Why CV-Style Attacks Fail on Network Traffic

Most adversarial attacks on NIDS treat network flows like images: perturb a flow-level feature vector and call it done. The result is traffic that either doesn't route properly (invalid packets) or loses the original attack semantics — the malicious intent gets scrambled. PLAA's authors argue this is a fundamental mismatch. Network traffic has structural constraints: packet headers must be valid, payloads must be executable, and the sequence matters. Perturbing a flow-level feature ignores all of that.

PLAA Builds Traffic Packet by Packet While Preserving Semantics

PLAA works incrementally at the packet level. Instead of starting with a target flow feature and working backward, it generates packets one by one.
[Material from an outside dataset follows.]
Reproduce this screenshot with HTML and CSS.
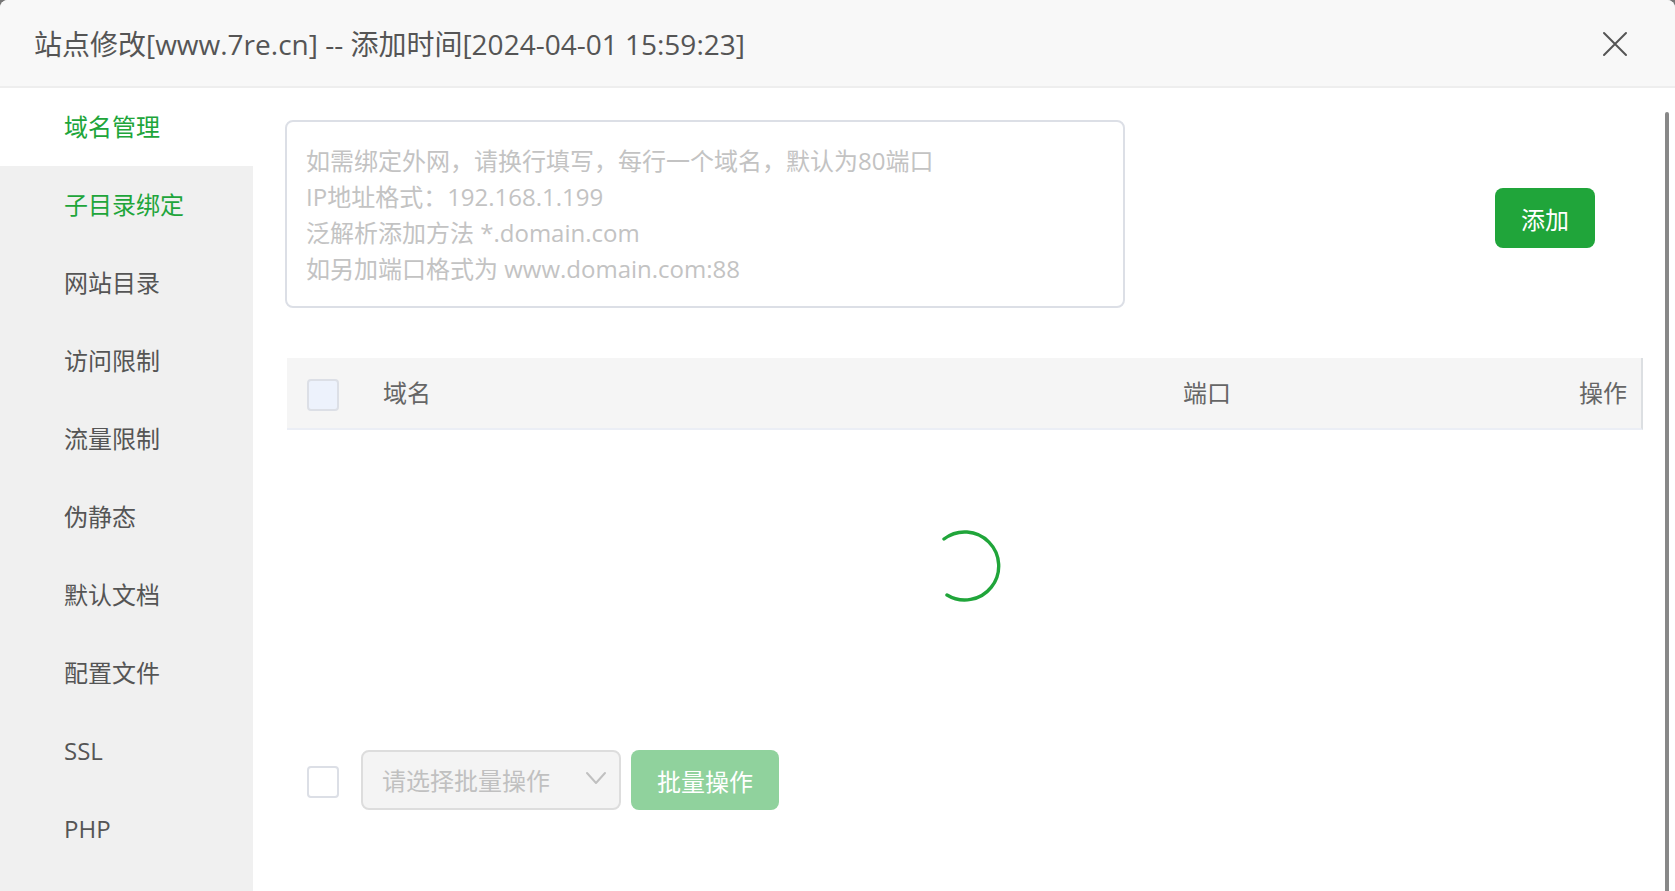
FILE: index.html
```html
<!DOCTYPE html>
<html lang="zh-CN">
<head>
  <meta charset="UTF-8">
  <title>站点修改</title>
  <link rel="stylesheet" href="styles.css">
</head>
<body>
  <div class="dialog">
    <header class="dialog-header">
      <h1 class="dialog-title">站点修改[www.7re.cn] -- 添加时间[2024-04-01 15:59:23]</h1>
      <button type="button" class="close-btn" aria-label="关闭">
        <svg width="26" height="26" viewBox="0 0 26 26" fill="none" stroke="#555" stroke-width="2" stroke-linecap="round">
          <path d="M2 2L24 24M24 2L2 24"/>
        </svg>
      </button>
    </header>

    <div class="dialog-body">
      <nav class="menu">
        <a href="#" class="menu-item active">域名管理</a>
        <a href="#" class="menu-item hover">子目录绑定</a>
        <a href="#" class="menu-item">网站目录</a>
        <a href="#" class="menu-item">访问限制</a>
        <a href="#" class="menu-item">流量限制</a>
        <a href="#" class="menu-item">伪静态</a>
        <a href="#" class="menu-item">默认文档</a>
        <a href="#" class="menu-item">配置文件</a>
        <a href="#" class="menu-item">SSL</a>
        <a href="#" class="menu-item">PHP</a>
      </nav>

      <main class="content">
        <form class="domain-form">
          <textarea class="domain-input" aria-label="域名" placeholder="如需绑定外网，请换行填写，每行一个域名，默认为80端口&#10;IP地址格式：192.168.1.199&#10;泛解析添加方法 *.domain.com&#10;如另加端口格式为 www.domain.com:88"></textarea>
          <button type="button" class="btn">添加</button>
        </form>

        <table class="domain-table">
          <thead>
            <tr>
              <th class="col-check"><input type="checkbox" class="checkbox" aria-label="全选" disabled></th>
              <th class="col-name">域名</th>
              <th class="col-port">端口</th>
              <th class="col-action">操作</th>
            </tr>
          </thead>
          <tbody>
            <tr>
              <td colspan="4" class="loading">
                <svg class="spinner" width="72" height="72" viewBox="0 0 72 72" fill="none" stroke="#20a53a" stroke-width="3.4" stroke-linecap="round">
                  <path d="M15 9A34 34 0 1 1 18 65"/>
                </svg>
              </td>
            </tr>
          </tbody>
        </table>

        <div class="batch">
          <input type="checkbox" class="checkbox" aria-label="全选">
          <div class="select-box">
            <select class="batch-select" aria-label="批量操作" disabled>
              <option>请选择批量操作</option>
            </select>
            <svg class="arrow" width="22" height="14" viewBox="0 0 22 14" fill="none" stroke="#c0c0c0" stroke-width="2" stroke-linecap="round" stroke-linejoin="round">
              <path d="M2 2L11 12L20 2"/>
            </svg>
          </div>
          <button type="button" class="btn" disabled>批量操作</button>
        </div>
      </main>

      <div class="scrollbar"></div>
    </div>
  </div>
</body>
</html>
```

FILE: styles.css
```css
* {
  box-sizing: border-box;
}

html, body {
  padding: 0;
  margin: 0;
  height: 100%;
}

body {
  background: #777;
  color: #555;
  font-family: "Open Sans", "Noto Sans CJK SC", sans-serif;
  font-size: 24px;
  overflow: hidden;
}

button, select, textarea {
  font-family: inherit;
  font-size: inherit;
}

.dialog {
  display: flex;
  flex-direction: column;
  min-height: 100%;
  background: #fff;
  border-radius: 8px 8px 0 0;
  overflow: hidden;
}

.dialog-header {
  display: flex;
  align-items: center;
  justify-content: space-between;
  height: 88px;
  padding: 2px 47px 0 34px;
  background: #f8f8f8;
  border-bottom: 2px solid #eee;
}

.dialog-title {
  margin: 0;
  font-size: 28px;
  font-weight: 400;
  line-height: 40px;
}

.close-btn {
  display: flex;
  padding: 0;
  border: 0;
  background: none;
}

.dialog-body {
  display: flex;
  flex: 1;
}

/* 左侧菜单 */
.menu {
  flex: 0 0 253px;
  background: #f0f0f0;
}

.menu-item {
  display: block;
  height: 78px;
  padding-left: 64px;
  line-height: 78px;
  color: #555;
  text-decoration: none;
}

.menu-item.active {
  background: #fff;
}

.menu-item.active,
.menu-item.hover {
  color: #20a53a;
}

.content {
  flex: 1;
  padding: 32px 22px 0 32px;
}

/* 添加域名 */
.domain-form {
  display: flex;
  align-items: center;
  justify-content: space-between;
  padding-right: 48px;
}

.domain-input {
  width: 65%;
  max-width: 840px;
  height: 188px;
  margin: 0 0 8px;
  padding: 21px 19px 19px;
  border: 2px solid #dcdfe6;
  border-radius: 8px;
  line-height: 36px;
  resize: none;
  overflow: hidden;
}

.domain-input::placeholder {
  color: #c3c3c3;
}

.btn {
  height: 60px;
  padding: 0 26px;
  border: 0;
  border-radius: 8px;
  background: #20a53a;
  color: #fff;
}

.btn:disabled {
  background: #90d29d;
}

/* 域名列表 */
.domain-table {
  width: calc(100% - 2px);
  margin: 42px 0 0 2px;
  border-collapse: separate;
  border-spacing: 0;
  table-layout: fixed;
}

.domain-table th {
  height: 72px;
  padding: 0 20px;
  background: #f5f5f5;
  border-bottom: 2px solid #ebeef5;
  color: #666;
  font-weight: 400;
  line-height: 36px;
  text-align: left;
}

.domain-table .col-check {
  width: 76px;
}

.domain-table .col-name {
  width: 59%;
}

.domain-table .col-action {
  padding-right: 14px;
  border-right: 2px solid #dcdfe2;
  text-align: right;
}

.checkbox {
  display: block;
  appearance: none;
  width: 32px;
  height: 32px;
  margin: 4px 0 0;
  border: 2px solid #dcdfe6;
  border-radius: 4px;
  background: #fff;
}

.checkbox:disabled {
  background: #edf2fc;
}

.loading {
  height: 272px;
  padding: 0;
  text-align: center;
}

.spinner {
  display: block;
  margin: 0 auto;
}

/* 批量操作 */
.batch {
  display: flex;
  align-items: center;
  margin: 48px 0 0 22px;
}

.select-box {
  position: relative;
  width: 260px;
  margin: 0 10px 0 22px;
}

.batch-select {
  display: block;
  appearance: none;
  width: 100%;
  height: 60px;
  padding: 0 19px;
  border: 2px solid #ddd;
  border-radius: 8px;
  background: #f4f4f4;
  color: #c0c0c0;
  opacity: 1;
}

.arrow {
  position: absolute;
  top: 21px;
  right: 14px;
  pointer-events: none;
}

.scrollbar {
  flex: 0 0 4px;
  margin: 24px 6px 0 0;
  border-radius: 2px 2px 0 0;
  background: #888;
}
```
At each stage a semantic monitor checks whether the generated traffic still carries the original attack's intent — say, a SQL injection or a DoS payload. If the semantics degrade, the generation path is adjusted. This is the key difference: the attack respects the traffic's structure, so the resulting adversarial packets are both valid and meaningful.

The algorithm was evaluated against current NIDS models on three datasets: CIC-UNSW-NB15, CIC-DDoS2019, and CIC-IDS-2017. Across all three, PLAA averaged a 92.78% evasion success rate. That is not cherry-picked on one dataset; the performance holds across different attack types and traffic profiles.

What This Means for Network Defenders

NIDS operators have long assumed that adversarial attacks from the CV world were a theoretical concern — too brittle to work in practice. PLAA shows that is false. A packet-level generation strategy that respects protocol constraints makes evasion practical. I expect to see red teams incorporating this approach, and defenders will need to move beyond flow-level feature analysis. Packet-level inspection and adversarial training on realistic traffic are no longer optional.

PLAA exposes a critical blind spot in NIDS architectures that rely on flow-level features — defenders will need to rethink how they analyze traffic at the packet level to close this gap.